Dealing with futures in your code is not non-trivial. Browsing through the futures version of the HTTP server, I had a hard time following along:

https://github.com/alexcrichton/futures-rs/blob/master/futur...

And it requires a bunch of helper code to go with it:

https://github.com/alexcrichton/futures-rs/blob/master/futur...

The blog post mentions Tokio, another high-level abstraction on top of mio (by the same author). Because it doesn't require the futures abstraction from top-to-bottom, it offers similar (maybe even a little better) performance with what, to my eyes, is far simpler code:

https://github.com/tokio-rs/tokio-minihttp/blob/master/src/l...

I'm still learning Rust and spend most of my time in JavaScript. The analogy I'd use is: imagine if in the Node programming model, every API required you to use JS Promises, even at the very lowest level. Even if you could reduce the cost of creating new Promise objects, interacting with them over simple values could make the code you write more verbose. In Rust, that problem is exacerbated by the much stricter type system and the fact that you have to do cross-thread coordination.

I'm a total beginner to systems programming, and a lot of this stuff is above my pay grade. However this shakes out in the community, I'm very happy to see Rust on the way to becoming the fastest, most productive way to write high-performance web services.

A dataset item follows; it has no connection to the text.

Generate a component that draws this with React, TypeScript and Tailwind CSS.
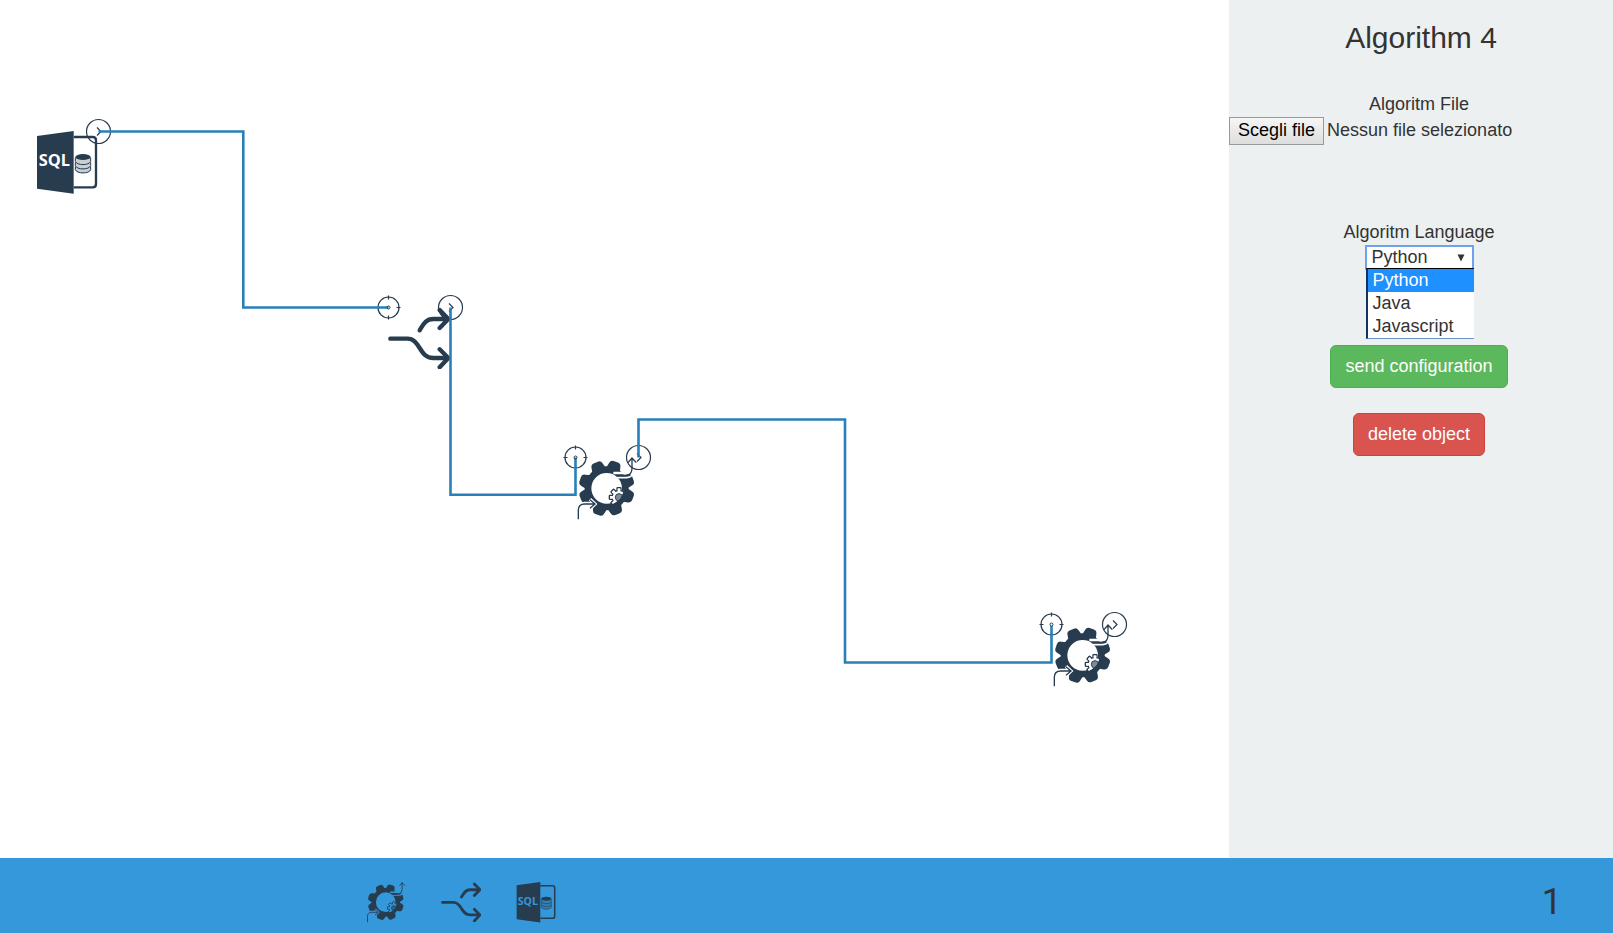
import React from "react";

const INK = "#283c50";

type IconProps = { size: number; backdrop: string };

const TEETH = [-23, 19, 70, 110, 157, 199, 249, 289];
const SMALL_TEETH = [0, 45, 90, 135, 180, 225, 270, 315];

function GearIcon({ size, backdrop }: IconProps) {
  const clipId = React.useId();
  return (
    <svg width={size} height={size} viewBox="0 0 186 186" overflow="visible" fill="none" aria-hidden="true">
      <clipPath id={clipId}>
        <circle cx="92" cy="94" r="50" />
      </clipPath>
      <circle cx="92" cy="94" r="56" stroke={INK} strokeWidth="20" />
      {TEETH.map((angle) => (
        <path
          key={angle}
          d="M70 38 L74 20 Q76 10 85 10 H99 Q108 10 110 20 L114 38 Z"
          fill={INK}
          transform={`rotate(${angle} 92 94)`}
        />
      ))}
      <g clipPath={`url(#${clipId})`}>
        {SMALL_TEETH.map((angle) => (
          <rect
            key={angle}
            x="123"
            y="92"
            width="12"
            height="14"
            rx="2"
            fill={backdrop}
            stroke={INK}
            strokeWidth="4"
            transform={`rotate(${angle} 129 121)`}
          />
        ))}
        <circle cx="129" cy="121" r="21" fill={backdrop} stroke={INK} strokeWidth="4" />
        {SMALL_TEETH.map((angle) => (
          <rect
            key={angle}
            x="125"
            y="96"
            width="8"
            height="12"
            fill={backdrop}
            transform={`rotate(${angle} 129 121)`}
          />
        ))}
        <circle cx="129" cy="121" r="11" fill={INK} fillOpacity="0.6" stroke={INK} strokeWidth="3" />
      </g>
      <path d="M7 187 V160 Q7 141 26 141 H55" stroke={backdrop} strokeWidth="14" />
      <path d="M42 127 L57 141 L42 155" stroke={backdrop} strokeWidth="10" />
      <path d="M112 48 H150 Q160 48 164 36" stroke={backdrop} strokeWidth="7" />
      <path d="M120 62 H152 Q172 60 174 40" stroke={backdrop} strokeWidth="5" />
      <path d="M7 187 V160 Q7 141 26 141 H55 M42 128 L57 141 L42 154" stroke={INK} strokeWidth="4" />
      <path d="M120 56 H150 Q168 54 168 34 V3 M156 17 L168 3 L181 17" stroke={INK} strokeWidth="4" />
    </svg>
  );
}

function SplitIcon({ size }: { size: number }) {
  return (
    <svg
      width={size}
      height={size}
      viewBox="0 0 186 186"
      fill="none"
      stroke={INK}
      strokeWidth="13"
      strokeLinecap="round"
      strokeLinejoin="round"
      aria-hidden="true"
    >
      <path d="M7 95 H58 C98 95 92 153 136 153 H178" />
      <path d="M155 127 L181 153 L155 181" />
      <path d="M95 70 C105 54 112 36 136 36 H178" />
      <path d="M155 9 L181 36 L155 63" />
    </svg>
  );
}

function SqlIcon({ size, backdrop }: IconProps) {
  return (
    <svg width={size} height={size} viewBox="0 0 186 186" overflow="visible" fill="none" aria-hidden="true">
      <path d="M113 18 H170 Q180 18 180 28 V159 Q180 169 170 169 H113" stroke={INK} strokeWidth="7" />
      <path d="M3 15 L113 0 V188 L3 173 Z" fill={INK} />
      <text x="8" y="106" fontSize="49" fontWeight="700" fontFamily="'Open Sans', 'Noto Sans', sans-serif" fill={backdrop}>
        SQL
      </text>
      <path d="M118 78 V118 C122 130 160 130 164 118 V78 Z" fill={INK} fillOpacity="0.25" />
      <ellipse cx="141" cy="78" rx="23" ry="9" fill={INK} />
      <path
        d="M118 80 V91 C122 104 160 104 164 91 V80 M118 94 V104 C122 117 160 117 164 104 V94 M118 107 V116 C122 129 160 129 164 116 V107"
        stroke={INK}
        strokeWidth="3"
      />
    </svg>
  );
}

function InPort({ x, y }: { x: number; y: number }) {
  return (
    <g transform={`translate(${x} ${y})`} stroke={INK} strokeWidth="1.2" fill="none">
      <circle r="10.5" />
      <path d="M0 -12 V-8 M0 8 V12 M-12 0 H-8 M8 0 H12" />
    </g>
  );
}

function OutPort({ x, y }: { x: number; y: number }) {
  return (
    <g transform={`translate(${x} ${y})`} stroke={INK} strokeWidth="1.2" fill="none">
      <circle r="12" />
      <path d="M-1.5 -4 L2.5 0 L-1.5 4" />
    </g>
  );
}

function Canvas() {
  return (
    <main className="relative min-w-0 flex-1 overflow-hidden bg-white">
      <div className="absolute left-[36px] top-[131px]">
        <SqlIcon size={62} backdrop="#ffffff" />
      </div>
      <div className="absolute left-[388px] top-[307px]">
        <SplitIcon size={62} />
      </div>
      <div className="absolute left-[576px] top-[457px]">
        <GearIcon size={62} backdrop="#ffffff" />
      </div>
      <div className="absolute left-[1052px] top-[624px]">
        <GearIcon size={62} backdrop="#ffffff" />
      </div>
      <svg className="absolute inset-0 h-full w-full" aria-hidden="true">
        <OutPort x={98.5} y={131.5} />
        <InPort x={388.5} y={307.5} />
        <OutPort x={450.5} y={307.5} />
        <InPort x={575.5} y={457.5} />
        <OutPort x={638.5} y={457.5} />
        <InPort x={1051.5} y={624.5} />
        <OutPort x={1114.5} y={624.5} />
        <g fill="none" stroke="#2980b9" strokeWidth="2.6">
          <path d="M98.5 131.5 H243.3 V307.5 H388.5" />
          <path d="M450.5 307.5 V494.8 H575.5 V457.5" />
          <path d="M638.5 457.5 V419.5 H845 V662.5 H1051.5 V624.5" />
        </g>
        <g fill="none" stroke={INK}>
          <circle cx="388.5" cy="307.5" r="1.5" />
          <circle cx="575.5" cy="457.5" r="1.5" />
          <circle cx="1051.5" cy="624.5" r="1.5" fill="#ffffff" />
        </g>
      </svg>
    </main>
  );
}

const LANGUAGES = ["Python", "Java", "Javascript"];

function Sidebar() {
  return (
    <aside className="flex w-[384px] shrink-0 flex-col bg-[#ecf0f1] pt-[21px] text-[18px] leading-[26px] text-[#333333]">
      <h2 className="text-center text-[30px] leading-[33px]">Algorithm 4</h2>

      <form className="mt-[37px] flex flex-col items-center pr-1">
        <label htmlFor="algorithm-file">Algoritm File</label>
        <div className="relative flex w-full items-start gap-[3px]">
          <span className="border border-[#999999] bg-linear-to-b from-[#f6f6f6] to-[#dddddd] px-2 pb-0.5 leading-6 text-black">
            Scegli file
          </span>
          <span>Nessun file selezionato</span>
          <input id="algorithm-file" type="file" className="absolute inset-0 h-full w-full opacity-0" />
        </div>

        <label htmlFor="algorithm-language" className="mt-[74px]">
          Algoritm Language
        </label>
        <div className="relative">
          <select
            id="algorithm-language"
            defaultValue="Python"
            className="block h-[25px] w-[109px] appearance-none border-2 border-[#6ea2ec] bg-white pl-[5px] leading-[21px] outline-none"
          >
            {LANGUAGES.map((language) => (
              <option key={language}>{language}</option>
            ))}
          </select>
          <svg className="pointer-events-none absolute right-[9px] top-[9px]" width="8" height="8" viewBox="0 0 8 8" aria-hidden="true">
            <path d="M0.5 0.5 H7.5 L4 7.5 Z" fill="#333333" />
          </svg>
          <ul
            role="listbox"
            aria-label="Algoritm Language"
            className="absolute left-px right-0 top-[23px] border-b border-l-2 border-t border-b-[#6a94d4] border-l-[#17335f] border-t-black bg-white leading-[22px]"
          >
            {LANGUAGES.map((language, index) => (
              <li
                key={language}
                role="option"
                aria-selected={index === 0}
                className="h-[23px] pl-[5px] aria-selected:bg-[#1e90ff] aria-selected:text-white"
              >
                {language}
              </li>
            ))}
          </ul>
        </div>

        <button
          type="button"
          className="mt-[75px] rounded-md border border-[#4cae4c] bg-[#5cb85c] px-[14px] py-2 leading-[25px] text-white"
        >
          send configuration
        </button>
        <button
          type="button"
          className="mt-[25px] rounded-md border border-[#d43f3a] bg-[#d9534f] px-[14px] py-2 leading-[25px] text-white"
        >
          delete object
        </button>
      </form>
    </aside>
  );
}

function Toolbar() {
  return (
    <footer className="flex h-[75px] shrink-0 items-center justify-between bg-[#3498db] pl-[366px] pr-[51px]">
      <div className="flex gap-[35px] pt-3">
        <button type="button" aria-label="Add algorithm">
          <GearIcon size={40} backdrop="#3498db" />
        </button>
        <button type="button" aria-label="Add split">
          <SplitIcon size={40} />
        </button>
        <button type="button" aria-label="Add database">
          <SqlIcon size={40} backdrop="#3498db" />
        </button>
      </div>
      <span className="pt-3 font-[Roboto,sans-serif] text-[36px] leading-[40px] text-[#333333]">1</span>
    </footer>
  );
}

export default function App() {
  return (
    <div className="flex min-h-screen flex-col font-['Liberation_Sans',Arial,sans-serif]">
      <div className="flex flex-1">
        <Canvas />
        <Sidebar />
      </div>
      <Toolbar />
    </div>
  );
}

Thanks for the thoughtful reply!

I'm a little confused about the snippet you're pointing out. It's not actually using futures at all! In fact, that code is just part of setting up threads for the server. The reason it's more complicated than the version in Tokio is that minihttp supports multiple event loop threads (which gives some performance benefits), and this code is handling that setup.

At a broader level, Tokio's services -- the main thing users write -- are based on futures, in exactly the same way as minihttp. So for people writing actual servers, the ergonomics should be the same.

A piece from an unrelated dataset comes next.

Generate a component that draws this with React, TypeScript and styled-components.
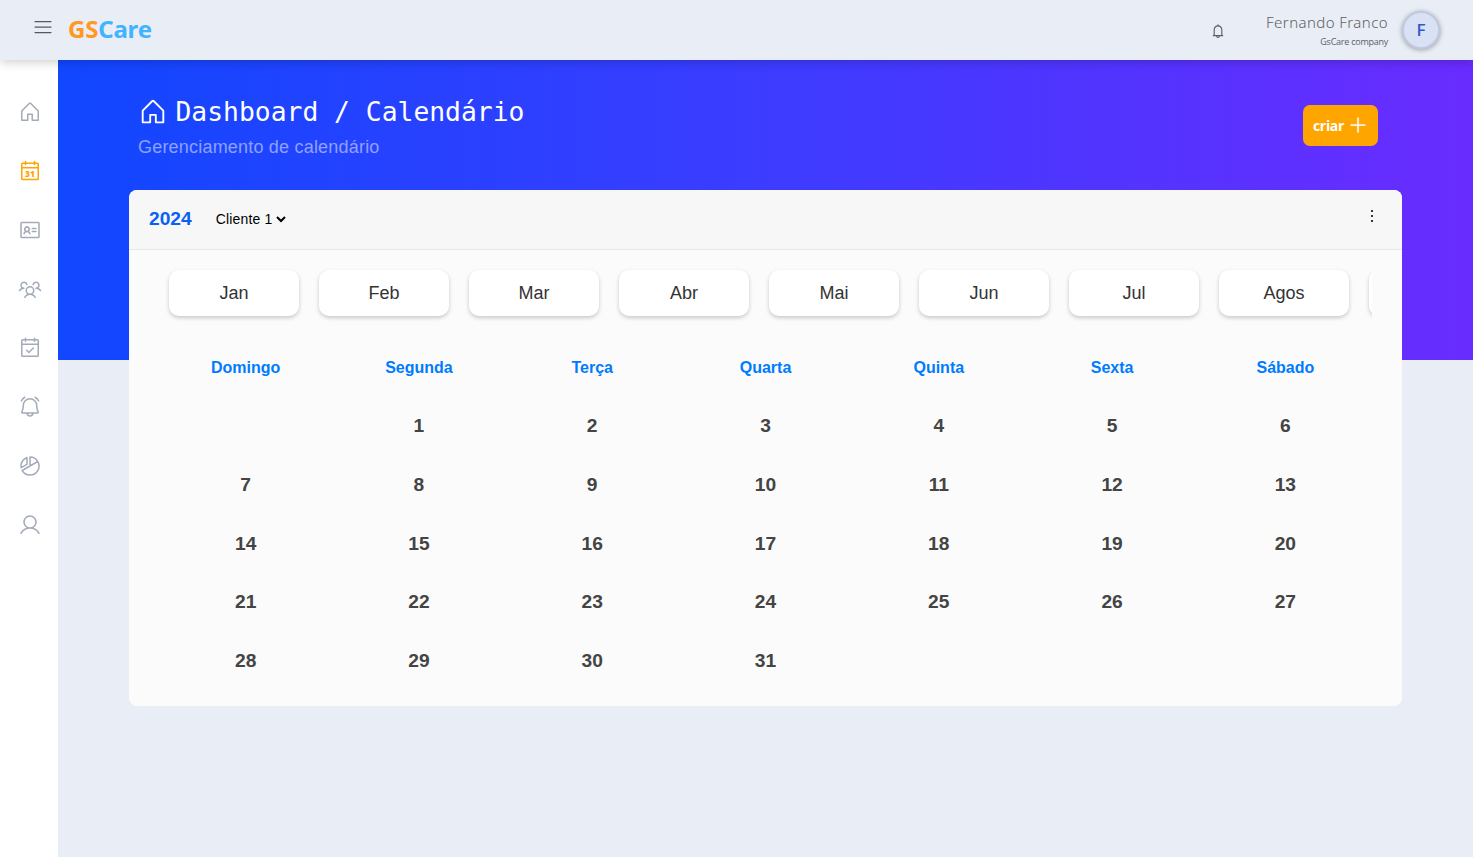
import React from "react";
import styled, { createGlobalStyle } from "styled-components";
import {
  PiHouse,
  PiIdentificationCard,
  PiUsersThree,
  PiCalendarCheck,
  PiBellRinging,
  PiUser,
  PiPlus,
} from "react-icons/pi";
import { AiOutlineBell } from "react-icons/ai";

const GlobalStyle = createGlobalStyle`
  * { box-sizing: border-box; }
  body {
    margin: 0;
    background: #e9edf5;
    font-family: "Liberation Sans", Arial, sans-serif;
    overflow: hidden;
  }
`;

const Page = styled.div`
  display: flex;
  flex-direction: column;
  height: 857px;
`;

const TopBar = styled.header`
  display: flex;
  align-items: center;
  justify-content: space-between;
  flex: none;
  height: 60px;
  padding: 0 33px 0 31px;
  background: #e9edf5;
  box-shadow: 0 2px 10px rgba(0, 0, 0, 0.2);
  position: relative;
  z-index: 2;
  font-family: "Open Sans", "Noto Sans", sans-serif;
`;

const Brand = styled.div`
  display: flex;
  align-items: center;
  gap: 13px;
  color: #55595f;
  svg { display: block; margin-bottom: 6px; }
`;

const Logo = styled.div`
  margin-bottom: 2px;
  font: 700 24px/32px "Noto Sans", "Open Sans", sans-serif;
  letter-spacing: -0.2px;
  color: #42b4ff;
  span { color: #ff9922; }
`;

const Account = styled.div`
  display: flex;
  align-items: center;
  color: #5c5f64;
`;

const BellSlot = styled.div`
  display: flex;
  margin: 1px 40px 0 0;
`;

const Names = styled.div`
  display: flex;
  flex-direction: column;
  align-items: flex-end;
  margin: 0 14px 1px 0;
`;

const UserName = styled.div`
  font-family: "Noto Sans", sans-serif;
  font-size: 15px;
  font-weight: 300;
  line-height: 20px;
  letter-spacing: 0.42px;
`;

const Company = styled.div`
  margin-top: 3px;
  font-size: 9px;
  line-height: 13px;
  letter-spacing: -0.25px;
`;

const Avatar = styled.div`
  display: flex;
  align-items: center;
  justify-content: center;
  width: 38px;
  height: 38px;
  padding-bottom: 2px;
  border-radius: 50%;
  border: 2px solid #c0cade;
  background: #d9e2f5;
  color: #3558c8;
  font: 600 17px/1 "Open Sans", sans-serif;
  box-shadow: 0 1px 5px rgba(0, 0, 0, 0.35);
`;

const Body = styled.div`
  display: flex;
  flex: 1;
  min-height: 0;
`;

const Sidebar = styled.nav`
  display: flex;
  flex-direction: column;
  align-items: center;
  flex: none;
  gap: 35px;
  width: 58px;
  padding: 40px 0 0 2px;
  background: #fff;
`;

const NavItem = styled.a<{ $active?: boolean }>`
  display: flex;
  height: 24px;
  color: ${(p) => (p.$active ? "#ffa500" : "#a3abb8")};
`;

const Main = styled.main`
  flex: 1;
  min-width: 0;
  padding: 0 71px;
  background: linear-gradient(90deg, #1147ff 0%, #3c3cff 50%, #692cff 100%) top / 100% 300px no-repeat;
`;

const Heading = styled.div`
  display: flex;
  justify-content: space-between;
  align-items: flex-start;
  height: 130px;
  padding: 36px 24px 0 9px;
`;

const Title = styled.h1`
  display: flex;
  align-items: center;
  gap: 7.5px;
  margin: 0;
  height: 32px;
  color: #fff;
  font: 400 26.35px/32px "DejaVu Sans Mono", monospace;
  svg { width: 30px; height: 30px; flex: none; }
`;

const Subtitle = styled.p`
  margin: 9px 0 0;
  color: rgba(255, 255, 255, 0.5);
  font-size: 18px;
  line-height: 21px;
  letter-spacing: 0.2px;
`;

const CreateButton = styled.button`
  display: flex;
  align-items: center;
  justify-content: center;
  gap: 4px;
  width: 75px;
  height: 41px;
  margin-top: 9px;
  padding: 0;
  border: 0;
  border-radius: 7px;
  background: #ffa500;
  color: #fff;
  font: 700 14px/20px "Open Sans", sans-serif;
  letter-spacing: -0.3px;
  svg { margin-bottom: 2px; stroke: currentColor; stroke-width: 5px; }
`;

const Panel = styled.section`
  height: 516px;
  border-radius: 8px;
  background: #fbfbfb;
  overflow: hidden;
`;

const PanelHeader = styled.div`
  display: flex;
  align-items: center;
  height: 60px;
  padding: 0 20px;
  background: #f7f7f7;
  border-bottom: 1px solid #e8e8e8;
`;

const Year = styled.strong`
  color: #0a60f5;
  font-size: 19.2px;
  line-height: 20px;
  margin: 0 20px 2px 0;
`;

const ClientSelect = styled.select`
  border: 0;
  padding: 0;
  margin-bottom: 2px;
  background: transparent;
  color: #000;
  font: 14px/18px "Liberation Sans", Arial, sans-serif;
  letter-spacing: 0.16px;
`;

const Dots = styled.div`
  display: flex;
  flex-direction: column;
  gap: 3px;
  margin: 0 9px 7px auto;
  i { width: 2px; height: 2px; background: #333; }
`;

const PanelBody = styled.div`
  padding: 0 30px;
`;

const Months = styled.div`
  display: flex;
  gap: 20px;
  height: 88px;
  padding: 20px 10px 0;
  overflow: hidden;
`;

const Month = styled.div`
  display: flex;
  align-items: center;
  justify-content: center;
  flex: none;
  width: 130px;
  height: 46px;
  border-radius: 10px;
  background: #fff;
  color: #333;
  font-size: 18px;
  box-shadow: 0 2px 4px rgba(0, 0, 0, 0.2);
`;

const Calendar = styled.div`
  display: grid;
  grid-template-columns: repeat(7, 1fr);
  grid-template-rows: 59px repeat(5, 58.7px);
`;

const Weekday = styled.div`
  display: flex;
  align-items: center;
  justify-content: center;
  color: #007bff;
  font-weight: 700;
  font-size: 16px;
`;

const Day = styled.div`
  display: flex;
  align-items: center;
  justify-content: center;
  color: #444;
  font-weight: 700;
  font-size: 19.2px;
`;

const Outline = styled.svg`
  fill: none;
  stroke: currentColor;
  stroke-width: 1.5;
  stroke-linecap: round;
  stroke-linejoin: round;
`;

const DateText = styled.text`
  fill: currentColor;
  stroke: none;
  font: 800 8.5px "Open Sans", sans-serif;
`;

function CalendarDateIcon({ size }: { size: number }) {
  return (
    <Outline width={size} height={size} viewBox="0 0 24 24">
      <rect x="3.75" y="4.25" width="16.5" height="16.25" rx="0.75" />
      <path d="M3.75 8.75h16.5M7.5 2.5v3M16.5 2.5v3" />
      <DateText x="12" y="17.9" textAnchor="middle">31</DateText>
    </Outline>
  );
}

function PieIcon({ size }: { size: number }) {
  return (
    <Outline width={size} height={size} viewBox="0 0 24 24">
      <path d="M12 3v9M4.2 16.5 19.8 7.5M12 3a9 9 0 1 1-7.8 13.5" />
      <path d="M9 10.3V3.5A9 9 0 0 0 3.1 13.7Z" />
    </Outline>
  );
}

function MenuIcon({ size }: { size: number }) {
  return (
    <Outline width={size} height={size} viewBox="0 0 24 24">
      <path d="M4 6.5h16M4 12h16M4 17.5h16" strokeWidth="1.25" />
    </Outline>
  );
}

const nav = [
  PiHouse,
  CalendarDateIcon,
  PiIdentificationCard,
  PiUsersThree,
  PiCalendarCheck,
  PiBellRinging,
  PieIcon,
  PiUser,
];
const months = ["Jan", "Feb", "Mar", "Abr", "Mai", "Jun", "Jul", "Agos", ""];
const weekdays = ["Domingo", "Segunda", "Terça", "Quarta", "Quinta", "Sexta", "Sábado"];
const days: (number | null)[] = [null, ...Array.from({ length: 31 }, (_, i) => i + 1)];

export default function App() {
  return (
    <Page>
      <GlobalStyle />
      <TopBar>
        <Brand>
          <MenuIcon size={24} />
          <Logo>
            <span>GS</span>Care
          </Logo>
        </Brand>
        <Account>
          <BellSlot>
            <AiOutlineBell size={16} />
          </BellSlot>
          <Names>
            <UserName>Fernando Franco</UserName>
            <Company>GsCare company</Company>
          </Names>
          <Avatar>F</Avatar>
        </Account>
      </TopBar>
      <Body>
        <Sidebar>
          {nav.map((Icon, i) => (
            <NavItem key={i} $active={i === 1}>
              <Icon size={24} />
            </NavItem>
          ))}
        </Sidebar>
        <Main>
          <Heading>
            <div>
              <Title>
                <PiHouse />
                Dashboard / Calendário
              </Title>
              <Subtitle>Gerenciamento de calendário</Subtitle>
            </div>
            <CreateButton>
              criar <PiPlus size={20} />
            </CreateButton>
          </Heading>
          <Panel>
            <PanelHeader>
              <Year>2024</Year>
              <ClientSelect>
                <option>Cliente 1</option>
              </ClientSelect>
              <Dots>
                <i />
                <i />
                <i />
              </Dots>
            </PanelHeader>
            <PanelBody>
              <Months>
                {months.map((m) => (
                  <Month key={m}>{m}</Month>
                ))}
              </Months>
              <Calendar>
                {weekdays.map((d) => (
                  <Weekday key={d}>{d}</Weekday>
                ))}
                {days.map((d, i) => (
                  <Day key={i}>{d}</Day>
                ))}
              </Calendar>
            </PanelBody>
          </Panel>
        </Main>
      </Body>
    </Page>
  );
}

Now, stepping back, it's definitely true that ergonomics are a cost to be aware of, and it's one we've thought carefully about in the design of futures. We've had a lot of experience and success in Rust with iterators, which share a lot of the same API design philosophy.

That said, I do anticipate that over time we'll want to layer sugar on top of futures. As I mention a couple times in the blog post, async/await (or something like it) is the obvious way to do it, and there's plenty of prior art. But I think we should walk before we run -- let's make sure we've got the core abstraction right, and then we can sprinkle some sugar where it's needed.